» Problem to work on
Gather all lines containing the string "that" and copy them out.

» Supplied records
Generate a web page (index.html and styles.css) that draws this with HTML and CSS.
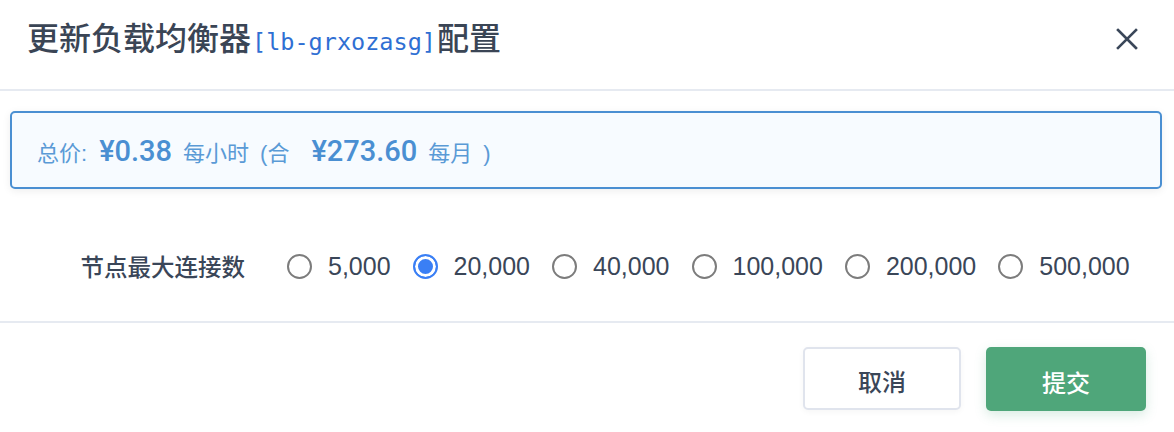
FILE: index.html
```html
<!DOCTYPE html>
<html lang="zh-CN">
<head>
<meta charset="utf-8">
<title>更新负载均衡器配置</title>
<link rel="stylesheet" href="styles.css">
</head>
<body>
<div class="dialog">
  <header class="dlg-head">
    <h1 class="title">更新负载均衡器<code class="lb-id">[lb-grxozasg]</code>配置</h1>
    <button class="close" aria-label="关闭">
      <svg width="22" height="22" viewBox="0 0 22 22"><path d="M2 2 L20 20 M20 2 L2 20" stroke="#3a4759" stroke-width="2.6" stroke-linecap="square" fill="none"/></svg>
    </button>
  </header>
  <div class="dlg-body">
    <div class="price-alert">
      <span class="p-label">总价:</span>
      <span class="p-num">¥0.38</span>
      <span class="p-unit">每小时</span>
      <span class="p-paren">(合</span>
      <span class="p-num p-num-2">¥273.60</span>
      <span class="p-unit">每月</span>
      <span class="p-paren">)</span>
    </div>
    <div class="form-row">
      <label class="form-label">节点最大连接数</label>
      <div class="radio-group">
        <label class="radio-item"><span class="radio"></span><span class="radio-text">5,000</span></label>
        <label class="radio-item"><span class="radio checked"></span><span class="radio-text">20,000</span></label>
        <label class="radio-item"><span class="radio"></span><span class="radio-text">40,000</span></label>
        <label class="radio-item"><span class="radio"></span><span class="radio-text">100,000</span></label>
        <label class="radio-item"><span class="radio"></span><span class="radio-text">200,000</span></label>
        <label class="radio-item"><span class="radio"></span><span class="radio-text">500,000</span></label>
      </div>
    </div>
  </div>
  <footer class="dlg-foot">
    <button class="btn btn-cancel">取消</button>
    <button class="btn btn-submit">提交</button>
  </footer>
</div>
</body>
</html>
```

FILE: styles.css
```css
* { box-sizing: border-box; }
html, body { margin: 0; padding: 0; background: #fff; }
body {
  font-family: "Liberation Sans", "Noto Sans CJK SC", sans-serif;
  color: #3a4658;
}
.dialog { width: 1174px; height: 432px; background: #fff; }

.dlg-head {
  height: 91px;
  padding: 0 36px 2px 27px;
  display: flex;
  align-items: center;
  justify-content: space-between;
  border-bottom: 2px solid #e6eaf1;
}
.title {
  margin: 0;
  font-family: "Noto Sans CJK SC", sans-serif;
  font-size: 32px;
  font-weight: 500;
  color: #3a4555;
  line-height: 1;
  display: flex;
  align-items: baseline;
  margin-top: -13px;
}
.lb-id {
  font-family: "DejaVu Sans Mono", monospace;
  font-size: 23.5px;
  font-weight: 400;
  color: #2f6fd3;
  margin: 0 1px;
}
.close {
  border: 0;
  background: none;
  padding: 0;
  width: 22px;
  height: 22px;
  margin-top: -9px;
  display: flex;
}

.dlg-body { padding: 20px 12px 40px 10px; }

.price-alert {
  height: 78px;
  border: 2px solid #4a8fd2;
  border-radius: 5px;
  background: #f7fbff;
  box-shadow: 0 2px 8px rgba(0, 0, 0, 0.07);
  padding: 2px 0 0 25px;
  display: flex;
  align-items: baseline;
  align-content: center;
  flex-wrap: wrap;
  color: #4a8fd2;
}
.p-label, .p-unit, .p-paren {
  font-family: "Liberation Sans", "Noto Sans CJK SC", sans-serif;
  font-size: 22px;
  color: #5a9ad6;
}
.p-num {
  font-family: "Roboto", "Liberation Sans", sans-serif;
  font-size: 29px;
  font-weight: 500;
  color: #4a8fd2;
  margin: 0 11px 0 12px;
}
.p-unit { margin-right: 11px; }
.p-num-2 { margin-left: 22px; }

.form-row {
  margin-top: 62px;
  height: 30px;
  display: flex;
  align-items: center;
}
.form-label {
  width: 235px;
  text-align: right;
  font-family: "Noto Sans CJK SC", sans-serif;
  font-size: 23.5px;
  font-weight: 500;
  color: #3a4658;
  margin-right: 42px;
}
.radio-group { display: flex; align-items: center; }
.radio-item {
  display: flex;
  align-items: center;
  margin-right: 22px;
}
.radio {
  width: 25px;
  height: 25px;
  border-radius: 50%;
  border: 2px solid #7c7c7c;
  background: #fff;
  margin-right: 16px;
  flex: none;
}
.radio.checked {
  border: 2.5px solid #3a7ff5;
  background: #3a7ff5;
  box-shadow: inset 0 0 0 3px #fff;
}
.radio-text {
  font-family: "Liberation Sans", sans-serif;
  font-size: 25px;
  color: #3a4658;
}

.dlg-foot {
  border-top: 2px solid #e6eaf1;
  padding: 24px 28px 0 0;
  display: flex;
  justify-content: flex-end;
  align-items: flex-start;
  gap: 25px;
}
.btn {
  font-family: "Noto Sans CJK SC", sans-serif;
  font-size: 24px;
  font-weight: 500;
  border-radius: 5px;
  cursor: pointer;
  padding: 4px 0 0;
}
.btn-cancel {
  width: 158px;
  height: 63px;
  background: #fff;
  border: 2px solid #e0e4ed;
  color: #3a4658;
  box-shadow: 0 2px 6px rgba(0, 0, 0, 0.04);
}
.btn-submit {
  width: 160px;
  height: 64px;
  background: #4fa67a;
  border: 0;
  color: #fff;
  box-shadow: 0 4px 12px rgba(79, 166, 122, 0.22);
}
```
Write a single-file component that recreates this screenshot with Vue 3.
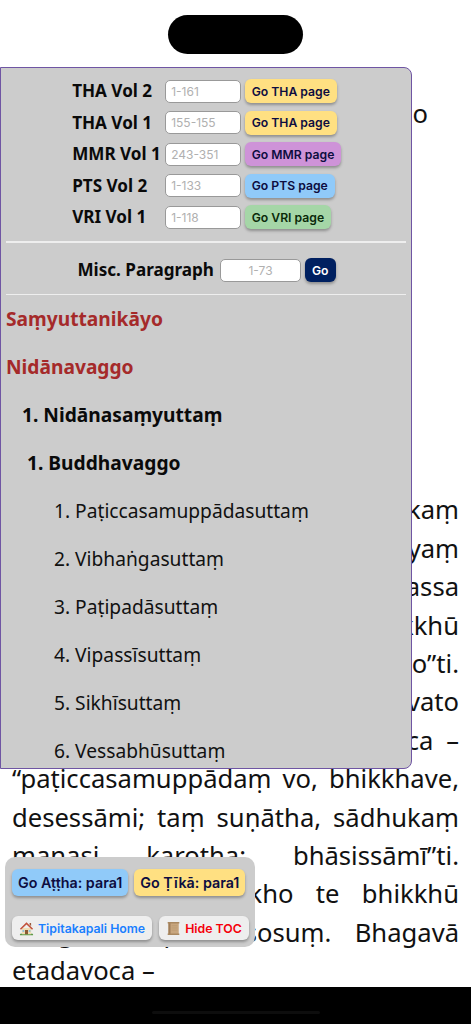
<script setup>
const volumes = [
  { label: 'THA Vol 2', range: '1-161', action: 'Go THA page', tone: 'yellow' },
  { label: 'THA Vol 1', range: '155-155', action: 'Go THA page', tone: 'yellow' },
  { label: 'MMR Vol 1', range: '243-351', action: 'Go MMR page', tone: 'purple' },
  { label: 'PTS Vol 2', range: '1-133', action: 'Go PTS page', tone: 'blue' },
  { label: 'VRI Vol 1', range: '1-118', action: 'Go VRI page', tone: 'green' },
]
const toc = [
  { text: 'Saṃyuttanikāyo', level: 'l0' },
  { text: 'Nidānavaggo', level: 'l0' },
  { text: '1. Nidānasaṃyuttaṃ', level: 'l1' },
  { text: '1. Buddhavaggo', level: 'l2' },
  { text: '1. Paṭiccasamuppādasuttaṃ', level: 'l3' },
  { text: '2. Vibhaṅgasuttaṃ', level: 'l3' },
  { text: '3. Paṭipadāsuttaṃ', level: 'l3' },
  { text: '4. Vipassīsuttaṃ', level: 'l3' },
  { text: '5. Sikhīsuttaṃ', level: 'l3' },
  { text: '6. Vessabhūsuttaṃ', level: 'l3' },
]
const lines = [
  'Evaṃ me sutaṃ – ekaṃ',
  'samayaṃ bhagavā sāvatthiyaṃ',
  'viharati jetavane anāthapiṇḍikassa',
  'ārāme. Tatra kho bhagavā bhikkhū',
  'āmantesi – “bhikkhavo”ti.',
  '“Bhadante”ti te bhikkhū bhagavato',
  'paccassosuṃ. Bhagavā etadavoca –',
  '“paṭiccasamuppādaṃ vo, bhikkhave,',
  'desessāmi; taṃ suṇātha, sādhukaṃ',
  'manasi karotha; bhāsissāmī”ti.',
  '“Evaṃ, bhante”ti kho te bhikkhū',
  'bhagavato paccassosuṃ. Bhagavā',
]
</script>

<template>
  <div class="screen">
    <main class="article">
      <h2 class="homage">Saṃyuttanikāye Nidānavaggo</h2>
      <div class="para">
        <p v-for="line in lines" :key="line" class="line">{{ line }}</p>
        <p class="line last">etadavoca –</p>
      </div>
    </main>

    <div class="island"></div>

    <aside class="panel">
      <div class="vols">
        <template v-for="v in volumes" :key="v.label + v.range">
          <span class="vol-label">{{ v.label }}</span>
          <input class="field" :placeholder="v.range" />
          <button class="btn" :class="v.tone">{{ v.action }}</button>
        </template>
      </div>
      <hr class="rule rule-first" />
      <div class="misc">
        <span class="vol-label">Misc. Paragraph</span>
        <input class="field field-misc" placeholder="1-73" />
        <button class="btn navy">Go</button>
      </div>
      <hr class="rule rule-second" />
      <ul class="toc">
        <li v-for="item in toc" :key="item.text" :class="item.level">{{ item.text }}</li>
      </ul>
    </aside>

    <div class="floater">
      <div class="float-row">
        <button class="btn blue big">Go Aṭṭha: para1</button>
        <button class="btn yellow big tika">Go Ṭīkā: para1</button>
      </div>
      <div class="float-row">
        <button class="btn light home">
          <svg class="emoji" viewBox="0 0 16 16">
            <path d="M3 7.4h10v7H3z" fill="#efdcb4" />
            <path d="M8 1.2 1 8.2l1.1 1L8 3.8l5.9 5.4 1.1-1z" fill="#c2523c" />
            <path d="M11.3 2h1.6v3.4l-1.6-1.5z" fill="#9a5a3c" />
            <path d="M6.4 9.6h3.2v4.8H6.4z" fill="#8a5a34" />
            <path d="M3.8 9.6h1.8v2H3.8zM10.4 9.6h1.8v2h-1.8z" fill="#8fc3de" />
            <path d="M1 14c.8-1 1.8-1 2.4 0h9.2c.6-1 1.6-1 2.4 0v1.2H1z" fill="#5f9a46" />
          </svg>
          <span>Tipitakapali Home</span>
        </button>
        <button class="btn light hide">
          <svg class="emoji" viewBox="0 0 16 16">
            <path d="M2.6 1.6h11v12.8h-11z" fill="#c8a67e" />
            <path d="M2.6 1.6h2.2v12.8H2.6z" fill="#9f7d58" />
            <path d="M1.8 1h12.4v1.6H1.8zM1.8 13.4h12.4V15H1.8z" fill="#a98860" />
            <path d="M6 5h6M6 7.4h6M6 9.8h6" stroke="#b8966e" stroke-width=".6" />
          </svg>
          <span>Hide TOC</span>
        </button>
      </div>
    </div>

    <div class="bottom-bar"><span class="home-indicator"></span></div>
  </div>
</template>

<style>
html, body { margin: 0; background: #fff; }
</style>

<style scoped>
.screen {
  position: relative;
  width: 471px;
  height: 1024px;
  overflow: hidden;
  background: #fff;
  font-family: "Noto Sans", sans-serif;
  color: #111;
}
.article { padding: 95px 12px 0; }
.homage {
  margin: 0 0 358px;
  padding-right: 31px;
  font-size: 25.6px;
  line-height: 38.4px;
  font-weight: 400;
  text-align: right;
}
.para {
  font-size: 25.6px;
  line-height: 38.4px;
}
.line {
  margin: 0;
  text-align: justify;
  text-align-last: justify;
}
.line.last { text-align-last: left; }
.island {
  position: absolute;
  left: 168px;
  top: 15px;
  width: 135px;
  height: 39px;
  border-radius: 20px;
  background: #000;
}
.panel {
  position: absolute;
  left: 0;
  top: 67px;
  width: 412px;
  height: 702px;
  box-sizing: border-box;
  overflow: hidden;
  background: #ccc;
  border: 1.5px solid #6f55a3;
  border-radius: 0 8px 8px 0;
  padding: 11px 5px 0;
}
.vols {
  display: grid;
  grid-template-columns: 90px max-content max-content;
  justify-content: center;
  justify-items: start;
  align-items: center;
  column-gap: 4px;
  row-gap: 7.6px;
}
.vol-label {
  padding-right: 2px;
  font-size: 17.1px;
  line-height: 24px;
  font-weight: 700;
  color: #0a0a0a;
}
.vols .vol-label {
  padding: 0 0 0 1.5px;
  white-space: nowrap;
}
.field {
  width: 76px;
  height: 23px;
  box-sizing: border-box;
  margin: 0;
  padding: 0 5.5px;
  background: #fff;
  border: 1.5px solid #999;
  border-radius: 5px;
  font-family: Inter, sans-serif;
  font-size: 12px;
  outline: none;
}
.field::placeholder { color: #b0b0b0; opacity: 1; }
.btn {
  height: 24px;
  box-sizing: border-box;
  margin: 0;
  padding: 0 7px;
  border: 0;
  border-radius: 6px;
  font-family: Inter, sans-serif;
  font-size: 12.2px;
  font-weight: 600;
  color: #0d0d40;
  white-space: nowrap;
  box-shadow: 0 2px 3px rgba(0, 0, 0, .3);
}
.yellow { background: #ffe082; }
.purple { background: #ce93d8; }
.blue { background: #90caf9; }
.green { background: #a5d6a7; color: #0a2a0a; }
.navy { background: #002060; color: #fff; padding: 0 7px; }
.rule {
  height: 1.5px;
  margin: 0;
  border: 0;
  background: #eee;
}
.rule-first { margin-top: 12px; }
.misc {
  display: flex;
  justify-content: center;
  align-items: center;
  gap: 4px;
  height: 24px;
  margin-top: 15.5px;
  padding-left: 1px;
}
.field-misc {
  width: 81px;
  height: 23px;
  text-align: center;
}
.rule-second { margin-top: 11.5px; }
.toc {
  list-style: none;
  margin: 0;
  padding: 0;
}
.toc li {
  height: 48px;
  line-height: 48px;
  white-space: nowrap;
}
.l0 { font-size: 19.2px; font-weight: 700; color: #a52a2a; }
.l1 { font-size: 19.2px; font-weight: 700; color: #0a0a0a; padding-left: 16px; }
.l2 { font-size: 19.2px; font-weight: 700; color: #0a0a0a; padding-left: 21px; }
.l3 { font-size: 19.2px; font-weight: 400; color: #111; padding-left: 48px; }
.floater {
  position: absolute;
  left: 5px;
  top: 857px;
  width: 250px;
  height: 90px;
  box-sizing: border-box;
  padding: 12px 7px 0;
  background: #ccc;
  border-radius: 10px;
}
.float-row {
  display: flex;
  gap: 6px;
}
.float-row + .float-row { margin-top: 20px; gap: 7px; }
.big {
  height: 27px;
  padding: 0 6px;
  font-size: 14.3px;
}
.tika { width: 111px; padding: 0; text-align: center; }
.light {
  display: flex;
  align-items: center;
  gap: 4px;
  height: 24px;
  padding: 0 7px;
  background: #eee;
  font-size: 12.3px;
}
.home { color: #1a7fff; }
.hide { color: #f5000a; }
.emoji { width: 15px; height: 15px; flex: none; }
.bottom-bar {
  position: absolute;
  left: 0;
  right: 0;
  bottom: 0;
  height: 37px;
  background: #000;
}
.home-indicator {
  position: absolute;
  left: 152px;
  top: 24px;
  width: 168px;
  height: 3px;
  border-radius: 2px;
  background: #0d0d0d;
}
</style>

» Solved exercise
Generate a web page (index.html and styles.css) that draws this with HTML and CSS.
Write a single-file component that recreates this screenshot with Vue 3.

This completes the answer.